24 Feb 2016

Raspberry Pi: Change Java JVM – OpenJDK / Oracle

Source code

When I first began using the Raspberry Pi to run Java applications, Oracle had yet to release a Java virtual machine that utilised ARM hard floats (hardware accelerated floating-point math processing). This meant that the Oracle JVM had to do all of this arithmetic in software causing excessive CPU load and poor performance. It was for this reason I decided to use the OpenJDK virtual machine which did use hard float and was much more efficient. Since then I’ve had no real reason to try anything else.

Well, a few years have gone by, the Oracle JVM now supports hard float, and OpenJDK JVM is giving me more issues with complex applications (virtual machine crashes). I’ve decided to change my JVM back to Oracle, and make a quick guide in process 🙂

Check your current Java version

To see what version of Java you are currently running, use the following command:

java -version

The following response shows that I’m currently running OpenJDK virtual machine:

java version "1.7.0_65"
OpenJDK Runtime Environment (IcedTea 2.5.3) (7u71-2.5.3-2~deb7u1+rpi1)
OpenJDK Zero VM (build 24.65-b04, mixed mode)

Installing Oracle Java

To install the Oracle JVM, use the following commands. First we’re updating apt-get so it’s aware of the latest software versions, then we install Java:

sudo apt-get update
sudo apt-get install oracle-java7-jdk

Installing OpenJDK Java

To instead install the OpenJDK JVM, use these commands:

sudo apt-get update
sudo apt-get install openjdk-7-jdk

Selecting which Java version to use

There’s no need to uninstall anything, instead we can just select the default version of Java to use with this command:

sudo update-alternatives --config java

This will list the available versions with an asterisk next to the default. Enter the number for the desired default Java (in my case ‘2’).

There are 2 choices for the alternative java (providing /usr/bin/java).

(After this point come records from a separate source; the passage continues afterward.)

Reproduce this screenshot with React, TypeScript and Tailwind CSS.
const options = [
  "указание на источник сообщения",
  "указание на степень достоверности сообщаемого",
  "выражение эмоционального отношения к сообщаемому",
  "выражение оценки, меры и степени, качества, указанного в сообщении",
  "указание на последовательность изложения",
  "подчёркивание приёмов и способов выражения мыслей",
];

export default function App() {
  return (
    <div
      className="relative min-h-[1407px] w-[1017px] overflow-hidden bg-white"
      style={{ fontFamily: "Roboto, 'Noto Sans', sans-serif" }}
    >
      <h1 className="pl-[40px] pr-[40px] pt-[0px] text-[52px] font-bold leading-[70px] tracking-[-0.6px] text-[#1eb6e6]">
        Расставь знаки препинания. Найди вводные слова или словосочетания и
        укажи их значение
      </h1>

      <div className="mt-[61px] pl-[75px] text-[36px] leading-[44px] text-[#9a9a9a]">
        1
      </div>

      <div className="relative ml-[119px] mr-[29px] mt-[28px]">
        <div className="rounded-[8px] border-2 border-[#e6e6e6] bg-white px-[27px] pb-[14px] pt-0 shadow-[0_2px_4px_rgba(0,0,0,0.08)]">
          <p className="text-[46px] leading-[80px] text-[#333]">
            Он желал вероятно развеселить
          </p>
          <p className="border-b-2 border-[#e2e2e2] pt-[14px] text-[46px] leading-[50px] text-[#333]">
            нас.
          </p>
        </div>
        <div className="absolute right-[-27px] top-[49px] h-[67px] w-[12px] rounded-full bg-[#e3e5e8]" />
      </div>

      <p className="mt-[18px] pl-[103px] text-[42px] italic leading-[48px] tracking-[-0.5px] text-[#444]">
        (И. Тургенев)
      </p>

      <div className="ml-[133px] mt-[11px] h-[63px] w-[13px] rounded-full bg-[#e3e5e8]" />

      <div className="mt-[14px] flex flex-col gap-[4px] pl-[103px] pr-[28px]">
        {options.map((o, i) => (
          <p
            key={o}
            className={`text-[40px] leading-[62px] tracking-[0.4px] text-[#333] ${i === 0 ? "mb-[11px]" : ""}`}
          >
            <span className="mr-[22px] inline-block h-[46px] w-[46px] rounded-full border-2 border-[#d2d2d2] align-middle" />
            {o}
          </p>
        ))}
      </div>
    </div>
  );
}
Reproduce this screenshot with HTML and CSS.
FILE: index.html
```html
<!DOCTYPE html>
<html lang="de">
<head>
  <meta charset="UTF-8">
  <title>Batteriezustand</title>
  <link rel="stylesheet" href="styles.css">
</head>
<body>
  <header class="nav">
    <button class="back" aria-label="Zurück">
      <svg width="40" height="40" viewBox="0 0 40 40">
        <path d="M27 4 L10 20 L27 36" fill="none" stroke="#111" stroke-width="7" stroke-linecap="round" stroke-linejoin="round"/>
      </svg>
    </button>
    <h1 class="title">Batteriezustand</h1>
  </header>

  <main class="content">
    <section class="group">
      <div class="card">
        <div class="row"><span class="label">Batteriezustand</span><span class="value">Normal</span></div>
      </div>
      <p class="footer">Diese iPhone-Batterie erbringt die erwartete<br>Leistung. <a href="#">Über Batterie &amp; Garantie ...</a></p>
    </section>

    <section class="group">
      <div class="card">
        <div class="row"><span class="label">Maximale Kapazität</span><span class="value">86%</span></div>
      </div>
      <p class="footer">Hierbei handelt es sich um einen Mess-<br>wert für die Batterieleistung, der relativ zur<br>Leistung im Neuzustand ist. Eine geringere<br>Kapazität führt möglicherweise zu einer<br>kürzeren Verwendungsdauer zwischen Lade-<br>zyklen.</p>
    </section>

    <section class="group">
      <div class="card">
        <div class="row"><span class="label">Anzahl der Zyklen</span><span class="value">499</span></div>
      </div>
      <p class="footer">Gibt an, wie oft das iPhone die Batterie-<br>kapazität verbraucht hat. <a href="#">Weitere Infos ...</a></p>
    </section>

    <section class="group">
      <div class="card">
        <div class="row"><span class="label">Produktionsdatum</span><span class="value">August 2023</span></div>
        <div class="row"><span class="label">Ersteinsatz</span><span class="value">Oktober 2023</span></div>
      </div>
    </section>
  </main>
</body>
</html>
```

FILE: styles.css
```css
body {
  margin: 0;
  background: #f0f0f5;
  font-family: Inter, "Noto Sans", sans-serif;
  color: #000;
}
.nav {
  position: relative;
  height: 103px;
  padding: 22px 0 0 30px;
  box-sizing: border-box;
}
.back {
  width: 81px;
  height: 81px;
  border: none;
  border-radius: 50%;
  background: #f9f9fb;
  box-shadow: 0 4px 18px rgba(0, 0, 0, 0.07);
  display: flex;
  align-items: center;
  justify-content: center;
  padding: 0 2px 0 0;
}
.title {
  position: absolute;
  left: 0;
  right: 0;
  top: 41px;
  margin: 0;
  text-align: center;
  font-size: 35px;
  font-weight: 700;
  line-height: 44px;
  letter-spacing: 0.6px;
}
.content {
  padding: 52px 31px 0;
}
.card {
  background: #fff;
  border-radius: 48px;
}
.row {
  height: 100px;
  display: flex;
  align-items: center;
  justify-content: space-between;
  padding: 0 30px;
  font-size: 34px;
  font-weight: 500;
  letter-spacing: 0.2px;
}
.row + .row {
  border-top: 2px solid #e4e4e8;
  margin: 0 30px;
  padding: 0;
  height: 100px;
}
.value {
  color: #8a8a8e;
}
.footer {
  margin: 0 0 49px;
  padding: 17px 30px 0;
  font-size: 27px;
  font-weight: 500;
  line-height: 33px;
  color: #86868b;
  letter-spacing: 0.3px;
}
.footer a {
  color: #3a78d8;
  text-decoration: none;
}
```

  Selection    Path                                            Priority   Status
------------------------------------------------------------
* 0            /usr/lib/jvm/java-7-openjdk-armhf/jre/bin/java   1043      auto mode
  1            /usr/lib/jvm/java-7-openjdk-armhf/jre/bin/java   1043      manual mode
  2            /usr/lib/jvm/jdk-7-oracle-armhf/jre/bin/java     317       manual mode

Press enter to keep the current choice[*], or type selection number: 2

Now we can confirm this change by running this command again:

java -version

You can see I now have Oracle Java displayed:

java version "1.7.0_40"
Java(TM) SE Runtime Environment (build 1.7.0_40-b43)
Java HotSpot(TM) Client VM (build 24.0-b56, mixed mode)

That’s all that was required for me to switch out my Java virtual machine!

Performance comparison

This is just a quick comparison with one of my Java applications:

Java versionCPUMemory
OpenJDK34.7 %10.9 %
Oracle15.7 %10.7 %

You can see switching to Oracle Java gave me a huge increase in performance! Hopefully I also get less JVM crashes now too.

About the Author:

Hardware and software engineer with experience in product development and building automation. Director at Cabot Technologies and Product Manager at NEX Data Management Systems.

2 comments

  1. Earl

    Hi

    While its good to compare 2 JVM side by side, it would be nice to note the boundaries of your test scenario.

    • That’s a good point. In general terms, it’s a multi-threaded data acquisition application with no GUI. So lots of serial and IP communications, lots of database access, and no graphics (headless service).